Non è meglio una testa ben fatta?

Oggi prendiamo spunto da Montaigne, quando scrive che «è meglio una testa ben fatta che una testa ben piena». E qui all’insegnante dovrebbero drizzarsi le orecchie, le antenne e persino le ali. Sì, perché a ben vedere l’intero nostro sistema educativo tende alla specializzazione – tante materie, tante nozioni – e non sempre a una visione d’insieme capace di far comprendere agli studenti i problemi di fondo che assillano la nostra epoca. Lo chiarisce bene Edgar Morin: «l’iperspecializzazione impedisce di vedere il globale (che frammenta in particelle) così come l’essenziale (che dissolve)». Cioè, qualsivoglia disciplina deve tener conto del contesto nel quale opera: ogni semplificazione non è parte della soluzione, ma del problema.
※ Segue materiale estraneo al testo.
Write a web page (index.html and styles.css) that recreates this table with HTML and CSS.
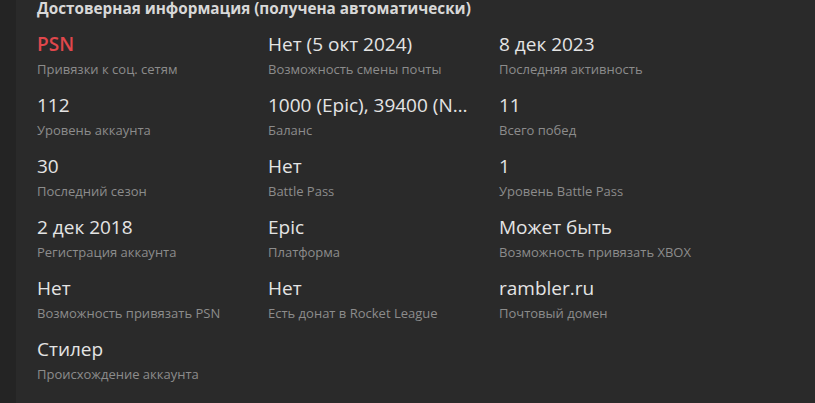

Sempre secondo Morin, il nostro sistema scolastico (e scrive della Francia di fine Millennio) «invece di opporre correttivi a questi sviluppi, obbedisce loro». Piuttosto che avere a cuore una visione globale, bambini e ragazzi vengono così condotti per mano a frammentare i saperi e a isolare i contenuti. Ecco il punto: uno specialismo privo di contesto e di visione atrofizza le menti, ignora i legami necessari tra gruppi e persone. Se sono responsabile solo di quel che mi tocca, non è colpa mia se tutto va storto e poco funziona. Saranno poi altri a doverci pensare. Ecco allora che la solidarietà va a farsi benedire, che ci si relaziona solo con il parente più stretto: e l’indifferenza giustamente prevale. Morin sosteneva che servono nuovi paradigmi per pensare e organizzare questa emergenza. Una disobbedienza civile alle specializzazioni ci sta se in cambio riusciamo a educare alla vita.

E a proposito di scuola, non dimentichiamo che solo puffando s’impara.